WRITTEN INSTRUCTION: Set down each entry exactly as given; pictures should not appear in the copy.

Records with interface code:

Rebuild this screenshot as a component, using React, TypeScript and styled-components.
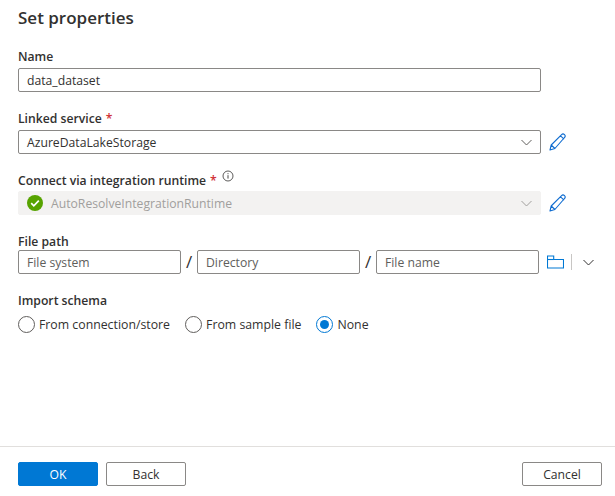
import React from "react";
import styled, { createGlobalStyle } from "styled-components";

const Global = createGlobalStyle`
  html, body { margin: 0; padding: 0; background: #fff; }
  body { font-family: "Open Sans", "Noto Sans", "Liberation Sans", sans-serif; color: #323130; }
`;

const Page = styled.div`
  width: 615px;
  height: 496px;
  display: flex;
  flex-direction: column;
  overflow: hidden;
`;
const Body = styled.div`
  flex: 1;
  padding: 6px 18px 0;
`;
const Title = styled.h1`
  margin: 0;
  height: 23px;
  line-height: 23px;
  font-size: 17px;
  font-weight: 600;
  color: #323130;
`;
const Label = styled.div<{ $top: number }>`
  margin-top: ${(p) => p.$top}px;
  height: 16px;
  line-height: 16px;
  font-size: 12.2px;
  font-weight: 600;
  color: #323130;
  display: flex;
  align-items: flex-start;
`;
const Star = styled.span`
  color: #d13438;
  margin-left: 4px;
`;
const InfoIcon = styled.svg`
  margin-left: 5px;
  margin-top: -3px;
`;
const Row = styled.div<{ $mt?: number }>`
  display: flex;
  align-items: center;
  margin-top: ${(p) => p.$mt ?? 3}px;
`;
const Field = styled.div<{ $width: number; $muted?: boolean; $disabled?: boolean }>`
  box-sizing: border-box;
  width: ${(p) => p.$width}px;
  height: 24px;
  border: 1px solid ${(p) => (p.$disabled ? "#f3f2f1" : "#8a8886")};
  border-radius: 2px;
  background: ${(p) => (p.$disabled ? "#f3f2f1" : "#fff")};
  display: flex;
  align-items: center;
  padding: 0 8px;
  font-size: 12.2px;
  color: ${(p) => (p.$disabled ? "#a19f9d" : p.$muted ? "#605e5c" : "#323130")};
  white-space: nowrap;
`;
const FieldText = styled.span`
  flex: 1;
`;
const StatusIcon = styled.svg`
  margin: 0 8px 0 0;
  flex: none;
`;
const EditIcon = styled.svg`
  margin-left: 8px;
  flex: none;
`;
const Slash = styled.span`
  width: 16px;
  text-align: center;
  font-size: 17px;
  line-height: 24px;
  color: #323130;
`;
const FolderIcon = styled.svg`
  margin-left: 8px;
  flex: none;
`;
const Separator = styled.span`
  width: 1px;
  height: 16px;
  background: #c8c6c4;
  margin: 0 11px 0 7px;
`;
const RadioRow = styled.div`
  display: flex;
  align-items: center;
  margin-top: 7px;
  gap: 15px;
`;
const RadioItem = styled.div`
  display: flex;
  align-items: center;
  gap: 4px;
  font-size: 12.3px;
  color: #323130;
`;
const RadioDot = styled.span<{ $on?: boolean }>`
  box-sizing: border-box;
  width: 17px;
  height: 17px;
  border-radius: 50%;
  border: 1px solid ${(p) => (p.$on ? "#0078d4" : "#605e5c")};
  display: flex;
  align-items: center;
  justify-content: center;
  &::after {
    content: "";
    display: ${(p) => (p.$on ? "block" : "none")};
    width: 9px;
    height: 9px;
    border-radius: 50%;
    background: #0078d4;
  }
`;
const Footer = styled.div`
  box-sizing: border-box;
  height: 50px;
  border-top: 1px solid #e1dfdd;
  padding: 15px 13px 0 18px;
  display: flex;
  gap: 8px;
`;
const Button = styled.button<{ $primary?: boolean; $push?: boolean }>`
  box-sizing: border-box;
  width: 80px;
  height: 24px;
  padding: 0;
  border-radius: 2px;
  border: 1px solid ${(p) => (p.$primary ? "#0078d4" : "#8a8886")};
  background: ${(p) => (p.$primary ? "#0078d4" : "#fff")};
  color: ${(p) => (p.$primary ? "#fff" : "#323130")};
  font-family: inherit;
  font-size: 12.2px;
  margin-left: ${(p) => (p.$push ? "auto" : "0")};
`;

const Chevron = ({ color = "#605e5c" }: { color?: string }) => (
  <svg width="11" height="7" viewBox="0 0 11 7" fill="none">
    <path d="M.5 1l5 5 5-5" stroke={color} strokeWidth="1" />
  </svg>
);

const Pencil = () => (
  <EditIcon width="18" height="18" viewBox="0 0 18 18" fill="none">
    <path
      d="M1 17l1.2-5L12.6 1.6c.8-.8 2-.8 2.9 0 .8.8.8 2.1 0 2.9L5.9 15.5 1 17zM2.2 12l3.7 3.5M11.5 2.8l3.6 3.3"
      stroke="#0f6cd0"
      strokeWidth="1.1"
      strokeLinejoin="round"
    />
  </EditIcon>
);

export default function App() {
  return (
    <Page>
      <Global />
      <Body>
        <Title>Set properties</Title>
        <Label $top={20}>Name</Label>
        <Row>
          <Field $width={523}>data_dataset</Field>
        </Row>
        <Label $top={19}>
          Linked service<Star>*</Star>
        </Label>
        <Row>
          <Field $width={523}>
            <FieldText>AzureDataLakeStorage</FieldText>
            <Chevron />
          </Field>
          <Pencil />
        </Row>
        <Label $top={19}>
          Connect via integration runtime<Star>*</Star>
          <InfoIcon width="12" height="12" viewBox="0 0 12 12" fill="none">
            <circle cx="6" cy="6" r="5" stroke="#323130" strokeWidth="0.8" />
            <path d="M6 5.2v3.4M6 3.2v1" stroke="#323130" strokeWidth="0.9" />
          </InfoIcon>
        </Label>
        <Row $mt={2}>
          <Field $width={523} $disabled>
            <StatusIcon width="16" height="16" viewBox="0 0 16 16">
              <circle cx="8" cy="8" r="8" fill="#57a300" />
              <path d="M4.2 8.2l2.6 2.6 5-5.2" stroke="#fff" strokeWidth="1.7" fill="none" />
            </StatusIcon>
            <FieldText>AutoResolveIntegrationRuntime</FieldText>
            <Chevron color="#a19f9d" />
          </Field>
          <Pencil />
        </Row>
        <Label $top={19}>File path</Label>
        <Row $mt={0}>
          <Field $width={163} $muted>File system</Field>
          <Slash>/</Slash>
          <Field $width={163} $muted>Directory</Field>
          <Slash>/</Slash>
          <Field $width={163} $muted>File name</Field>
          <FolderIcon width="17" height="14" viewBox="0 0 17 14" fill="none">
            <path d="M.5 13V1h6.2v3.5H16.5V13z" stroke="#0078d4" strokeWidth="1.1" />
            <path d="M.5 4.5h6.2" stroke="#0078d4" strokeWidth="1.1" />
          </FolderIcon>
          <Separator />
          <Chevron color="#323130" />
        </Row>
        <Label $top={19}>Import schema</Label>
        <RadioRow>
          <RadioItem><RadioDot />From connection/store</RadioItem>
          <RadioItem><RadioDot />From sample file</RadioItem>
          <RadioItem><RadioDot $on />None</RadioItem>
        </RadioRow>
      </Body>
      <Footer>
        <Button $primary>OK</Button>
        <Button>Back</Button>
        <Button $push>Cancel</Button>
      </Footer>
    </Page>
  );
}
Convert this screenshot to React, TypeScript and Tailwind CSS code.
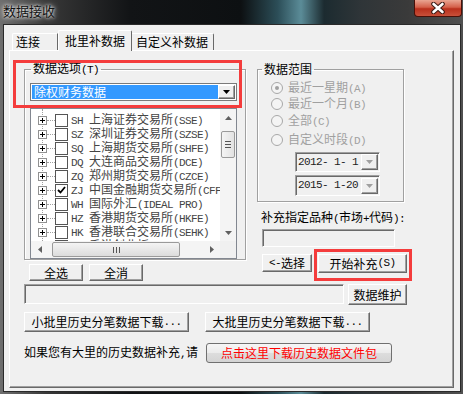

EXERCISE OUTPUT:
Rebuild this screenshot as a component, using React, TypeScript and styled-components.
import React from "react";
import styled, { createGlobalStyle } from "styled-components";

const Global = createGlobalStyle`
  html, body { margin: 0; padding: 0; background: #fff; }
  body { font-family: "Open Sans", "Noto Sans", "Liberation Sans", sans-serif; color: #323130; }
`;

const Page = styled.div`
  width: 615px;
  height: 496px;
  display: flex;
  flex-direction: column;
  overflow: hidden;
`;
const Body = styled.div`
  flex: 1;
  padding: 6px 18px 0;
`;
const Title = styled.h1`
  margin: 0;
  height: 23px;
  line-height: 23px;
  font-size: 17px;
  font-weight: 600;
  color: #323130;
`;
const Label = styled.div<{ $top: number }>`
  margin-top: ${(p) => p.$top}px;
  height: 16px;
  line-height: 16px;
  font-size: 12.2px;
  font-weight: 600;
  color: #323130;
  display: flex;
  align-items: flex-start;
`;
const Star = styled.span`
  color: #d13438;
  margin-left: 4px;
`;
const InfoIcon = styled.svg`
  margin-left: 5px;
  margin-top: -3px;
`;
const Row = styled.div<{ $mt?: number }>`
  display: flex;
  align-items: center;
  margin-top: ${(p) => p.$mt ?? 3}px;
`;
const Field = styled.div<{ $width: number; $muted?: boolean; $disabled?: boolean }>`
  box-sizing: border-box;
  width: ${(p) => p.$width}px;
  height: 24px;
  border: 1px solid ${(p) => (p.$disabled ? "#f3f2f1" : "#8a8886")};
  border-radius: 2px;
  background: ${(p) => (p.$disabled ? "#f3f2f1" : "#fff")};
  display: flex;
  align-items: center;
  padding: 0 8px;
  font-size: 12.2px;
  color: ${(p) => (p.$disabled ? "#a19f9d" : p.$muted ? "#605e5c" : "#323130")};
  white-space: nowrap;
`;
const FieldText = styled.span`
  flex: 1;
`;
const StatusIcon = styled.svg`
  margin: 0 8px 0 0;
  flex: none;
`;
const EditIcon = styled.svg`
  margin-left: 8px;
  flex: none;
`;
const Slash = styled.span`
  width: 16px;
  text-align: center;
  font-size: 17px;
  line-height: 24px;
  color: #323130;
`;
const FolderIcon = styled.svg`
  margin-left: 8px;
  flex: none;
`;
const Separator = styled.span`
  width: 1px;
  height: 16px;
  background: #c8c6c4;
  margin: 0 11px 0 7px;
`;
const RadioRow = styled.div`
  display: flex;
  align-items: center;
  margin-top: 7px;
  gap: 15px;
`;
const RadioItem = styled.div`
  display: flex;
  align-items: center;
  gap: 4px;
  font-size: 12.3px;
  color: #323130;
`;
const RadioDot = styled.span<{ $on?: boolean }>`
  box-sizing: border-box;
  width: 17px;
  height: 17px;
  border-radius: 50%;
  border: 1px solid ${(p) => (p.$on ? "#0078d4" : "#605e5c")};
  display: flex;
  align-items: center;
  justify-content: center;
  &::after {
    content: "";
    display: ${(p) => (p.$on ? "block" : "none")};
    width: 9px;
    height: 9px;
    border-radius: 50%;
    background: #0078d4;
  }
`;
const Footer = styled.div`
  box-sizing: border-box;
  height: 50px;
  border-top: 1px solid #e1dfdd;
  padding: 15px 13px 0 18px;
  display: flex;
  gap: 8px;
`;
const Button = styled.button<{ $primary?: boolean; $push?: boolean }>`
  box-sizing: border-box;
  width: 80px;
  height: 24px;
  padding: 0;
  border-radius: 2px;
  border: 1px solid ${(p) => (p.$primary ? "#0078d4" : "#8a8886")};
  background: ${(p) => (p.$primary ? "#0078d4" : "#fff")};
  color: ${(p) => (p.$primary ? "#fff" : "#323130")};
  font-family: inherit;
  font-size: 12.2px;
  margin-left: ${(p) => (p.$push ? "auto" : "0")};
`;

const Chevron = ({ color = "#605e5c" }: { color?: string }) => (
  <svg width="11" height="7" viewBox="0 0 11 7" fill="none">
    <path d="M.5 1l5 5 5-5" stroke={color} strokeWidth="1" />
  </svg>
);

const Pencil = () => (
  <EditIcon width="18" height="18" viewBox="0 0 18 18" fill="none">
    <path
      d="M1 17l1.2-5L12.6 1.6c.8-.8 2-.8 2.9 0 .8.8.8 2.1 0 2.9L5.9 15.5 1 17zM2.2 12l3.7 3.5M11.5 2.8l3.6 3.3"
      stroke="#0f6cd0"
      strokeWidth="1.1"
      strokeLinejoin="round"
    />
  </EditIcon>
);

export default function App() {
  return (
    <Page>
      <Global />
      <Body>
        <Title>Set properties</Title>
        <Label $top={20}>Name</Label>
        <Row>
          <Field $width={523}>data_dataset</Field>
        </Row>
        <Label $top={19}>
          Linked service<Star>*</Star>
        </Label>
        <Row>
          <Field $width={523}>
            <FieldText>AzureDataLakeStorage</FieldText>
            <Chevron />
          </Field>
          <Pencil />
        </Row>
        <Label $top={19}>
          Connect via integration runtime<Star>*</Star>
          <InfoIcon width="12" height="12" viewBox="0 0 12 12" fill="none">
            <circle cx="6" cy="6" r="5" stroke="#323130" strokeWidth="0.8" />
            <path d="M6 5.2v3.4M6 3.2v1" stroke="#323130" strokeWidth="0.9" />
          </InfoIcon>
        </Label>
        <Row $mt={2}>
          <Field $width={523} $disabled>
            <StatusIcon width="16" height="16" viewBox="0 0 16 16">
              <circle cx="8" cy="8" r="8" fill="#57a300" />
              <path d="M4.2 8.2l2.6 2.6 5-5.2" stroke="#fff" strokeWidth="1.7" fill="none" />
            </StatusIcon>
            <FieldText>AutoResolveIntegrationRuntime</FieldText>
            <Chevron color="#a19f9d" />
          </Field>
          <Pencil />
        </Row>
        <Label $top={19}>File path</Label>
        <Row $mt={0}>
          <Field $width={163} $muted>File system</Field>
          <Slash>/</Slash>
          <Field $width={163} $muted>Directory</Field>
          <Slash>/</Slash>
          <Field $width={163} $muted>File name</Field>
          <FolderIcon width="17" height="14" viewBox="0 0 17 14" fill="none">
            <path d="M.5 13V1h6.2v3.5H16.5V13z" stroke="#0078d4" strokeWidth="1.1" />
            <path d="M.5 4.5h6.2" stroke="#0078d4" strokeWidth="1.1" />
          </FolderIcon>
          <Separator />
          <Chevron color="#323130" />
        </Row>
        <Label $top={19}>Import schema</Label>
        <RadioRow>
          <RadioItem><RadioDot />From connection/store</RadioItem>
          <RadioItem><RadioDot />From sample file</RadioItem>
          <RadioItem><RadioDot $on />None</RadioItem>
        </RadioRow>
      </Body>
      <Footer>
        <Button $primary>OK</Button>
        <Button>Back</Button>
        <Button $push>Cancel</Button>
      </Footer>
    </Page>
  );
}
Convert this screenshot to React, TypeScript and Tailwind CSS code.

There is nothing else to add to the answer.